After decades of false starts and being considered near-unfilmable, Erica Jong's influential novel finally reaches the screen. Isadora Wing (Alison Brie) is a working published poet in the '70's feeling herself overwhelmed by an unsatisfying marriage, lack of respect from her peers, troubling reactions from readers of her work, and her constant conflicted sexual desires, exemplified in her obsession with finding the mythical "zipless fuck," the perfect unburdened encounter with a stranger. And on a globetrotting voyage for academic and personal purposes, she learns even more complicated details about the new sexual freedom and her place within it.


KING AND JESTER - written and directed by Robbie Pickering

In the early '60's, the two biggest stars working for Paramount under canny producer Hal B. Wallis (Bill Murray) were Elvis Presley (Channing Tatum) and Jerry Lewis (Josh Fadem). When studio president Barney Balaban (Bob Balaban, playing his own father) suggests teaming them up for a movie, everyone agrees this is a natural pairing. So why did the movie never get made? This comedic mystery suggests that shady dealings by the infamous Colonel Tom Parker (Toby Jones) and some military secrets inadvertently picked up in Germany during Elvis' mandatory Army service, not to mention the wild offscreen antics of both stars, may hold the keys to the Greatest Teaming Never Told.


THE ANGRY GRIFFITH SHOW - written and directed by Ava DuVernay

Race relations and cinematic sacred cows are mercilessly satirized as a media production student (John Boyega) at a Southern college, irritated when his objections to prolonged hagiography of BIRTH OF A NATION are blown off by his pompous professor (Glenn Howerton), decides to get even by writing and directing a savage mock "making-of" the film as his final project for the class. But when he challenges himself to use the same technological limitations as would have been in place at the dawn of feature filmmaking, the ambitious plan begins to overwhelm him, as he himself runs afoul of campus p.c. enforcers uncomfortable with his editorial decisions, and the stress causes him to repeatedly have hallucinations of D.W. Griffith himself (Tim Roth) taunting him. He soon fears that he may not be able to make his artistic statement without also becoming memorialized in infamy.


FOUCAULT'S PENDULUM - written for the screen and directed by Shane Carruth

The dense and confounding novel by NAME OF THE ROSE author Umberto Eco is adapted by the director responsible for two mind-scrambling fantasies of his own. Three men working for a small publishing house amuse themselves by trying to link every popular conspiracy theory, shadow organization, and other assorted urban legends into one master conspiracy. Gradually, however, they begin to believe in their own connections, and other mysterious groups start coming out of the shadows who believe in the unification even more so than them, and demand they deliver answers that the three did not plan for when they first started coming up with "The Plan."

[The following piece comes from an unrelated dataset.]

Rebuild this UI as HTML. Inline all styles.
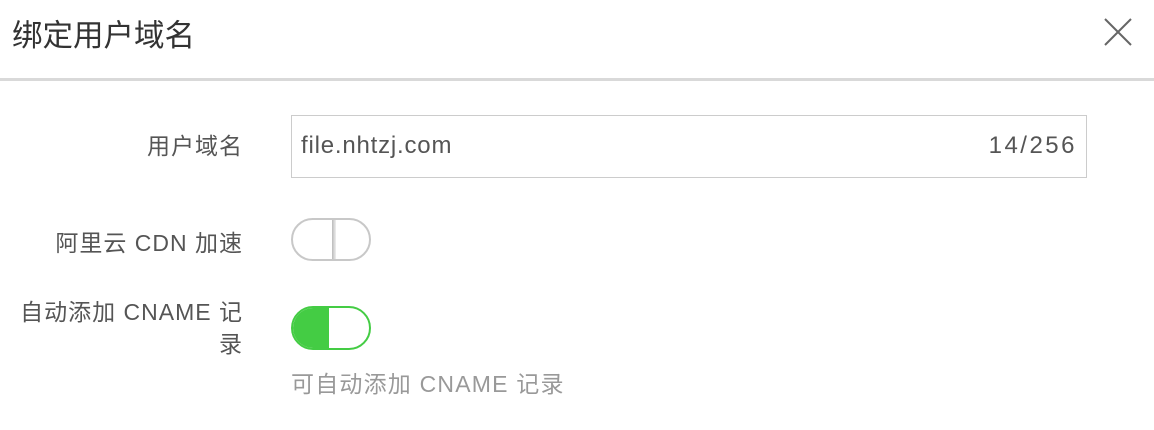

DEBORAH'S DYNASTY - written and directed by Quentin Tarantino

In early 20th century New York, an immigrant runaway (Saoirse Ronan) is torn between keeping a dead-end seamstress job and joining the rising Suffragette movement. But after a series of brutal murders of women remain unsolved by a less-than-aggressive police, and a deadly fire kills hundreds at her factory but the rich proprietors elude justice, she is drawn into a secret all-female vigilante society named for the Biblical warrior judge, who intends to punish all those who are profiting from the abuse of women. As their notoriety spreads, the forces that want to end them come closing in, including that uncaptured serial killer. The surprising conclusion to the "Right Side of History/Wrong Side of an Asskicking" trilogy also stars Colleen Camp, Carol Lynley, Sybill Danning, and Emily Lloyd as Nellie Bly.

That's enough fantasy film foolishness for this entry. Intermission time.